Fund Cash Flow Predictive Model¶

Ethan Witkowski

The purpose of this document is to describe a model that predicts T+1 cash flow for fixed income funds. This may be useful for portfolio managers, as they can place trades on T for cash they expect on T+1; this may help reduce index tracking error or provide greater flexibility with respect to trade timing for active funds.

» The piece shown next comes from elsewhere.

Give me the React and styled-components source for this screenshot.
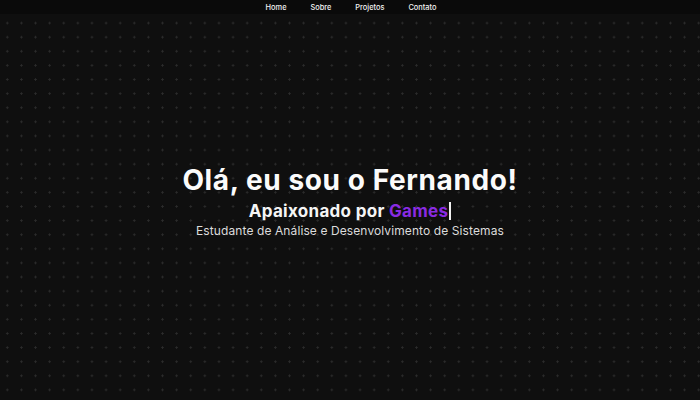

Although there is some overlap, there are three core steps in my modeling workflow:

Selecting the model's functional form and features
Identifying parameter values that minimize the objective function
Inputting T data to the function, which outputs the T+1 prediction

Basic Structure¶

The model predicts T+1 cash flow $c$ for fund $f$ for each client account, indexed $i=1 ... n$. To make the computation feasible, I will inititally restrict the model to include observations from only one fund. The model sums each $c$ prediction to output the total predicted cash flow for fund $f$ at T+1: $C = \sum_{i=1}^{n} c_{i} = c_1 + \dots + c_n$.

1. Selection¶

Functional Form¶

I hope to keep a level of interpretability in the model, so I can explain the impact each input variable has on T+1 cash flow predictions. Therefore, I'll use least squares regression, with the option to apply regularization. The functional form of the model is as follows:

$y = X\beta$

$y$ is a $m\cdot n \cdot j$ cash flow vector, where $m$ is the number of funds, indexed $f=1 ... m$. $j$ is the number of T+1 observations. $\beta$ is a $k+1$ vector, where each element is an estimated parameter for an input variable. $X$ is a $m \cdot n \cdot t$ by $k+1$ matrix, where $t$ is the number of T observations. Each row in $X$ holds all the input variable data for an observation. Below, I show the expanded structure of the above equation (remember, I restrict $m=1$):

$ \begin{bmatrix} y_{1} & = & \beta_{0}\cdot 1 & + & \beta_{1}\cdot 0 & + & 0 & + & \dots & + & 0 & + & \dots & + & \beta_{k}\cdot x_{0,k}\\ \vdots & = & \vdots & + & \vdots & + & \vdots & + & \dots & + & \vdots & + & \dots & + & \vdots\\ y_{j+1} & = & \vdots & + & 0 & + & \beta_{2}\cdot 1 & + & \dots & + & \vdots & + & \dots & + & \beta_{k}\cdot x_{t+1,k}\\ \vdots & = & \vdots & + & \vdots & + & \vdots & + & \dots & + & \vdots & + & \dots & + & \vdots\\ y_{n \cdot j} & = & \beta_{0}\cdot 1 & + & 0 & + & 0 & + & \dots & + & \beta_{n}\cdot 1 & + & \dots & + & \beta_{k}\cdot x_{n \cdot t,k} \end{bmatrix} \quad $

I include a $\beta_{0}\cdot 1$ term in each row of the $X\beta$ matrix to accomodate for an intercept in the regression model, so the function isn't bound to the origin. I also include $n$ fixed effect terms, which accomodate heterogeneity in client accounts. I use one arbitrary account (in this case, the account associated with the $\beta_1$ parameter), as the reference level. The reference level is necessary to avoid the dummy variable trap, and I implement it using dummy coding. With dummy coding, the intercept is interpreted as the estimated mean daily cash flow for the reference level account at $X=0$, and each account fixed effect parameter is the difference between the reference level account and fixed effect account estimated mean daily cash flow at $X=0$.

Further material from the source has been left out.